▶ _EXERCISE_
Collect each line containing "draws".

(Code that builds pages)
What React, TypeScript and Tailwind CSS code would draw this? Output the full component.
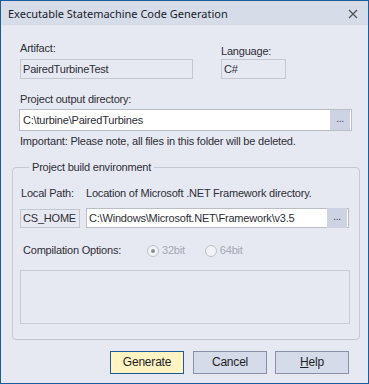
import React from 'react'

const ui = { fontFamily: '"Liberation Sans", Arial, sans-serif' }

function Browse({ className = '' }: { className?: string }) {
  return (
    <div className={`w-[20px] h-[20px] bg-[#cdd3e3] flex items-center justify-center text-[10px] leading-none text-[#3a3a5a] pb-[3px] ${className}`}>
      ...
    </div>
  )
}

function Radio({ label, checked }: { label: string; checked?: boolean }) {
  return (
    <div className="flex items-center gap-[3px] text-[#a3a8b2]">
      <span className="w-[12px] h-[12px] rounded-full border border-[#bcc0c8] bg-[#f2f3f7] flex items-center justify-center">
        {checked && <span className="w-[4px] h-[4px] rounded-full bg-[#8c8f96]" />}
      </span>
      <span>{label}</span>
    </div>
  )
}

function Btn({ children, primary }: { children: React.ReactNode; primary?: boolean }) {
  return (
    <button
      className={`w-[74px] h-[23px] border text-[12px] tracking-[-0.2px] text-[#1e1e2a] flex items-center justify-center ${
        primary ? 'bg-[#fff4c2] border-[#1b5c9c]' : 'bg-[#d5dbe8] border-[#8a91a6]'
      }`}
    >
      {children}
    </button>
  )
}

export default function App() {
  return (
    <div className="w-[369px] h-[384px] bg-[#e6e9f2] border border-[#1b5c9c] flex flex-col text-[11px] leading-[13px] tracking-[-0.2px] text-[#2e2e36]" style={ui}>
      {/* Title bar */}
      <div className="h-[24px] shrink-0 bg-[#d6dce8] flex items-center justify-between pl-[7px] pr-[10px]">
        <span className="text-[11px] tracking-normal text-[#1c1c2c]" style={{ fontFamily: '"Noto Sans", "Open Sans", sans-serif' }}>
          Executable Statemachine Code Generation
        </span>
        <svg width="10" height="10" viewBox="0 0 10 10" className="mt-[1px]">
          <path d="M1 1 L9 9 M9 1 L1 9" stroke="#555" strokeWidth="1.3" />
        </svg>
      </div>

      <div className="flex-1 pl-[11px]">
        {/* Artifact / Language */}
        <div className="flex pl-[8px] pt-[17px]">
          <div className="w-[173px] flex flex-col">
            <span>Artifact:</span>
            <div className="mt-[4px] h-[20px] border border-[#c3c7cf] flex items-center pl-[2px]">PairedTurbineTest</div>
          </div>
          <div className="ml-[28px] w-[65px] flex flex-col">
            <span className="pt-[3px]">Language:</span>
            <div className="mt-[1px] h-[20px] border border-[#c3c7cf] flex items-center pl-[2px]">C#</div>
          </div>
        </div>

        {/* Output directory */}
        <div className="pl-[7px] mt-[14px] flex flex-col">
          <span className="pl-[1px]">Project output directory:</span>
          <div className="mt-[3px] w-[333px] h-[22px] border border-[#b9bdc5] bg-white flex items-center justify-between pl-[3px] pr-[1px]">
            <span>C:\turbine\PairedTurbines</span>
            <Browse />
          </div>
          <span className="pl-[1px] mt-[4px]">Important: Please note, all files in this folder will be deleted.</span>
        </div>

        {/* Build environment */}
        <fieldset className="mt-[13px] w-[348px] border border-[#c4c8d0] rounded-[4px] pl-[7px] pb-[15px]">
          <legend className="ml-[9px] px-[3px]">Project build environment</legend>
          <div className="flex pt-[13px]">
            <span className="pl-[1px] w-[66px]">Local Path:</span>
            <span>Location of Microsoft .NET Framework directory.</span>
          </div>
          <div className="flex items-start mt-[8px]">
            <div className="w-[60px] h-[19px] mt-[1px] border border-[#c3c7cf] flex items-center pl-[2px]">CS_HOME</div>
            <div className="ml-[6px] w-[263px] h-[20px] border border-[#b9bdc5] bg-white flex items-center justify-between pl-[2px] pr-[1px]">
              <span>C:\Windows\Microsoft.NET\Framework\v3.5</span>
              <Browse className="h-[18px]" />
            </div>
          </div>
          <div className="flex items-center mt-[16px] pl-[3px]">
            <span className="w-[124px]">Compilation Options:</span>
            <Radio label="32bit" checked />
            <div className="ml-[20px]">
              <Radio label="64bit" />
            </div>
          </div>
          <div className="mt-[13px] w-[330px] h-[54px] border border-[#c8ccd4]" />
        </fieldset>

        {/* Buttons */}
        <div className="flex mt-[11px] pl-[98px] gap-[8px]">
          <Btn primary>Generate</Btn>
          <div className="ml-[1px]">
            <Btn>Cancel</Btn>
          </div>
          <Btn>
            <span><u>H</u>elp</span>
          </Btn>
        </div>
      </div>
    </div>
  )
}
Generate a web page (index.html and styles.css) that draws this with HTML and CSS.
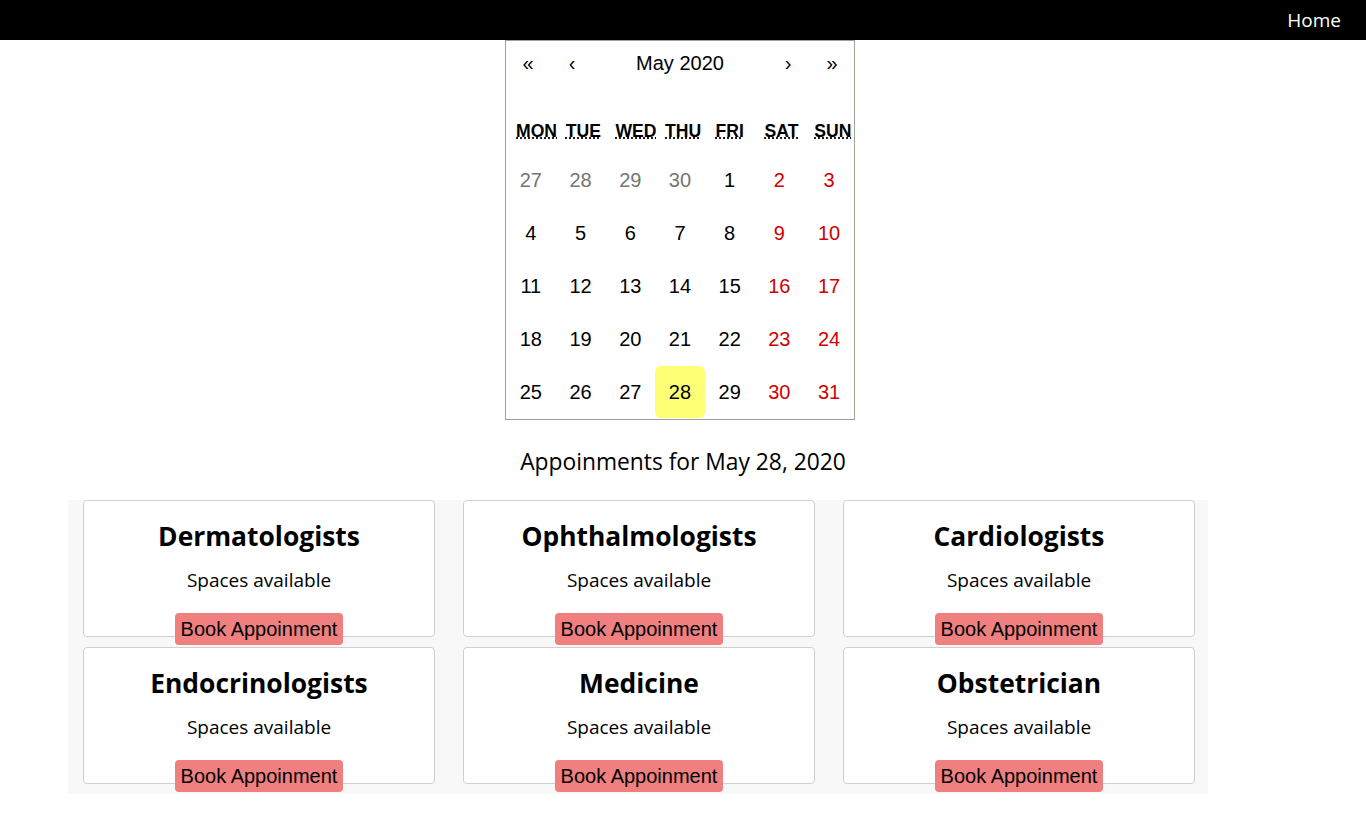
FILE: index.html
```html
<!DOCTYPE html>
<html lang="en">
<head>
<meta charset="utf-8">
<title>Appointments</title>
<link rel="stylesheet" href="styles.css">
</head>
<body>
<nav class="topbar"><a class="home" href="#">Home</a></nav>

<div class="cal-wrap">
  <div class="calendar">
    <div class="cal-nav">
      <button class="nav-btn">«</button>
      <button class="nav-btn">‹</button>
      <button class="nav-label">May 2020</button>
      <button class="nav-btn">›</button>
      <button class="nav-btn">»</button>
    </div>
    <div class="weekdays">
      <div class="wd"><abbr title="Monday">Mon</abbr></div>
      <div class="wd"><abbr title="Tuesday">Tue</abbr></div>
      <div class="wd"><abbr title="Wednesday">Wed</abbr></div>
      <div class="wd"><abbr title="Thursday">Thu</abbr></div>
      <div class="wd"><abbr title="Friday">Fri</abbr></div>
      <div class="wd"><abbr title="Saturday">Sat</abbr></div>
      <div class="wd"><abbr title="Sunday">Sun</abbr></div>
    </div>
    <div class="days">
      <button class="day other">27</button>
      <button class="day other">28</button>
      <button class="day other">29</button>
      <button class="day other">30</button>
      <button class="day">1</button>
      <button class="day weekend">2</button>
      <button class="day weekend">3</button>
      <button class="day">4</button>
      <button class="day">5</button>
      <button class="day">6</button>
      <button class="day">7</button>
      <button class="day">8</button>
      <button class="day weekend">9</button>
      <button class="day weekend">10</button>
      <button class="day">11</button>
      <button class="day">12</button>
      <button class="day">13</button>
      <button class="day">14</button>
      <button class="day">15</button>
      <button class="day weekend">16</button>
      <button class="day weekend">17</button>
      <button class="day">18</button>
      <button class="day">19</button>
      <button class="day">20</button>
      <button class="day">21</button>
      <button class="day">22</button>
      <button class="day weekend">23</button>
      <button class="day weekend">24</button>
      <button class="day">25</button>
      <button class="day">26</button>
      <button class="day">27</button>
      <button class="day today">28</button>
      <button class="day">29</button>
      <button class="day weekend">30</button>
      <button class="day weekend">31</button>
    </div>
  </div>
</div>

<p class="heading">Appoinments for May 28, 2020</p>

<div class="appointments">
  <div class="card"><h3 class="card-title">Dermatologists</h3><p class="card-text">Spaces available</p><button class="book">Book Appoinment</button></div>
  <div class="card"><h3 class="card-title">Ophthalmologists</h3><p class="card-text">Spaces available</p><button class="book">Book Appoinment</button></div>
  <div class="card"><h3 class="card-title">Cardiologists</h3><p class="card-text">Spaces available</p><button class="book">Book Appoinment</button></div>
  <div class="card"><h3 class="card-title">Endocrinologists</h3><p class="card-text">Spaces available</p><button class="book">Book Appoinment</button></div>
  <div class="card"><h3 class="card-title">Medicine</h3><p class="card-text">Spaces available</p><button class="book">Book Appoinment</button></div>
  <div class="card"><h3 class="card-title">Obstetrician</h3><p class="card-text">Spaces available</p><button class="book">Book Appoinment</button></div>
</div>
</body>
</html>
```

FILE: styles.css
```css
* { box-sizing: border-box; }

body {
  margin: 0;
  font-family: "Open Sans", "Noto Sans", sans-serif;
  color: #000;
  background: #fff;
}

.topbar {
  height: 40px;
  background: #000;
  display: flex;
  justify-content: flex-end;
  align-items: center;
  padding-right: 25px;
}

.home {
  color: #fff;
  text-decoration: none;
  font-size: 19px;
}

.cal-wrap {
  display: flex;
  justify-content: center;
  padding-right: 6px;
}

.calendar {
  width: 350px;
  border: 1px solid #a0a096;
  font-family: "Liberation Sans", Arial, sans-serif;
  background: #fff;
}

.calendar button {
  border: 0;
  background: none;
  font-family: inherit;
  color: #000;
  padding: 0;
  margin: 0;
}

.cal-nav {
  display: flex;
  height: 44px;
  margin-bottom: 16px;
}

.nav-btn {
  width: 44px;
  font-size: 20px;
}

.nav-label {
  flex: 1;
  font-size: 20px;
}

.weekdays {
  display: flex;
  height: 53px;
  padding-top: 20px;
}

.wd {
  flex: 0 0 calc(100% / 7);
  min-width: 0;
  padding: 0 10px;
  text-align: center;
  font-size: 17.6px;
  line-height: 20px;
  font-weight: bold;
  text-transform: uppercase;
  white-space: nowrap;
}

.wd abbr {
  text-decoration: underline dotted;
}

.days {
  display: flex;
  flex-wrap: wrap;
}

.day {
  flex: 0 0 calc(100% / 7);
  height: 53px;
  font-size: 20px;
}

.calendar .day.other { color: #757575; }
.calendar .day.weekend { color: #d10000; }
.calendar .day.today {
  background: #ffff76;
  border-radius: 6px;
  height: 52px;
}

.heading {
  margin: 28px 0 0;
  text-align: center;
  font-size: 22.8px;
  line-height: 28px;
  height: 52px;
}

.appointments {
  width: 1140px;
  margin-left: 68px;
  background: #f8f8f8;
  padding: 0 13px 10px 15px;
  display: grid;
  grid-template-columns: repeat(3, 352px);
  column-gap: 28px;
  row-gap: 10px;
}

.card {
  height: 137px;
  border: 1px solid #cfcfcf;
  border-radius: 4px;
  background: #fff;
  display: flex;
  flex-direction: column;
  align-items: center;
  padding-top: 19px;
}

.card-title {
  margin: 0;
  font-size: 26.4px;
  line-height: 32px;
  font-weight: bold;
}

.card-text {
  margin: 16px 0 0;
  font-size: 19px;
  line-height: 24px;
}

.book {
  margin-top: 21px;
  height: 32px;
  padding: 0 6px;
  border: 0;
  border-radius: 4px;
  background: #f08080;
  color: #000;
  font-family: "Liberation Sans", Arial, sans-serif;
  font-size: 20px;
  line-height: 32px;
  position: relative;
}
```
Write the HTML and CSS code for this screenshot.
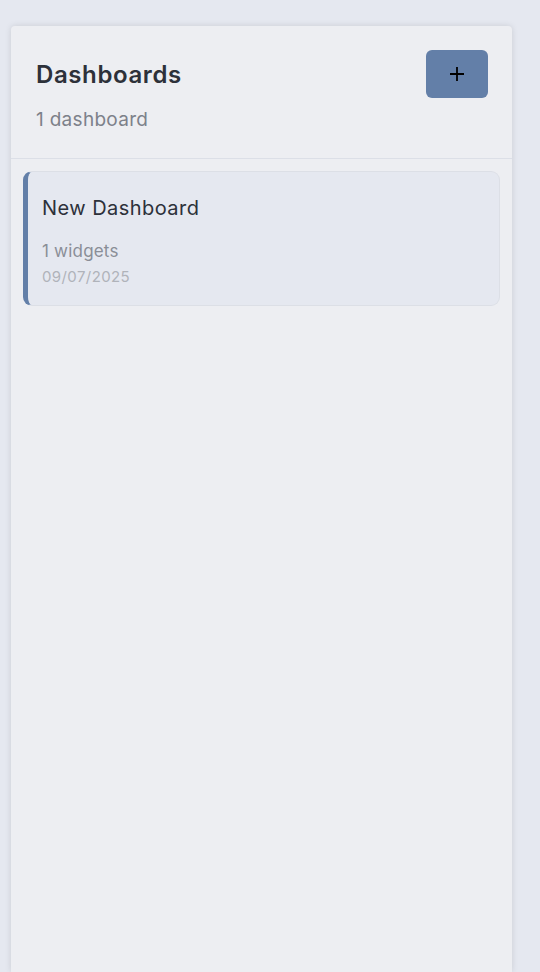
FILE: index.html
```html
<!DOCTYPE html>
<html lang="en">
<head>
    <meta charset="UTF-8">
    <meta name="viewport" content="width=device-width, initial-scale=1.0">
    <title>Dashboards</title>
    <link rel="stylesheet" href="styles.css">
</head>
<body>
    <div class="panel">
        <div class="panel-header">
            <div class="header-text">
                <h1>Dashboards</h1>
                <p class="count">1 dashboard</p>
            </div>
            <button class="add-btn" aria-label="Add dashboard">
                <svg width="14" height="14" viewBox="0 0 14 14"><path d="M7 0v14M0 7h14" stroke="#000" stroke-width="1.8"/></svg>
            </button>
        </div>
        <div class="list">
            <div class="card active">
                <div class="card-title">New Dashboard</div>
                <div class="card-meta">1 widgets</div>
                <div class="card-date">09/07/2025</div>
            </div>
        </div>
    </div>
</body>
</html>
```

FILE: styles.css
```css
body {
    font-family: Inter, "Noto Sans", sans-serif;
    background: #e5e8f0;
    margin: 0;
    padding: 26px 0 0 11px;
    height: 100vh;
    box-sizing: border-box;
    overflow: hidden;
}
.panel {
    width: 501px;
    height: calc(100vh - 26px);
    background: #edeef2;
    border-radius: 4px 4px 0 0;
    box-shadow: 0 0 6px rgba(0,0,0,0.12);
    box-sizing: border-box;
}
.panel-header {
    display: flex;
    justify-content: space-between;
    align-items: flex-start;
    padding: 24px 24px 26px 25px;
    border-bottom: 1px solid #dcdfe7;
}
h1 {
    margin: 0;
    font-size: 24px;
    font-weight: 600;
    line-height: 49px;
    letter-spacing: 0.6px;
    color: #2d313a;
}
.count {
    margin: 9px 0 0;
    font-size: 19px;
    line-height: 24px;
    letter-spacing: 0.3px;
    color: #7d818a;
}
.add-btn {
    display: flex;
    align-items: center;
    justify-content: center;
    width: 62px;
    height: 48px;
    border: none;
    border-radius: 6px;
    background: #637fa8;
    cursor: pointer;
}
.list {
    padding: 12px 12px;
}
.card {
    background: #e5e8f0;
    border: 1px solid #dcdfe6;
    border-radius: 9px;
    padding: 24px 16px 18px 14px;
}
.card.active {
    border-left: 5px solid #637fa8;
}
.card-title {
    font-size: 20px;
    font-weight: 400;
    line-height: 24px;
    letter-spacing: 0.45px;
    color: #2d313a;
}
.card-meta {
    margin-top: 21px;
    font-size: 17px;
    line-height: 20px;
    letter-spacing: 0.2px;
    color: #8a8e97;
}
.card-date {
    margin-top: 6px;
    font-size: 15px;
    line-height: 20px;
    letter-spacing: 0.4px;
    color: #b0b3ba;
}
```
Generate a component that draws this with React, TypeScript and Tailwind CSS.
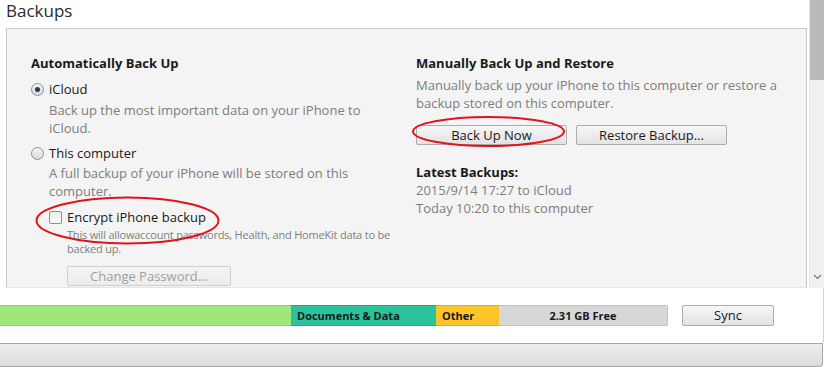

▶ _REPLY TO THE EXERCISE_
Generate a web page (index.html and styles.css) that draws this with HTML and CSS.
Generate a component that draws this with React, TypeScript and Tailwind CSS.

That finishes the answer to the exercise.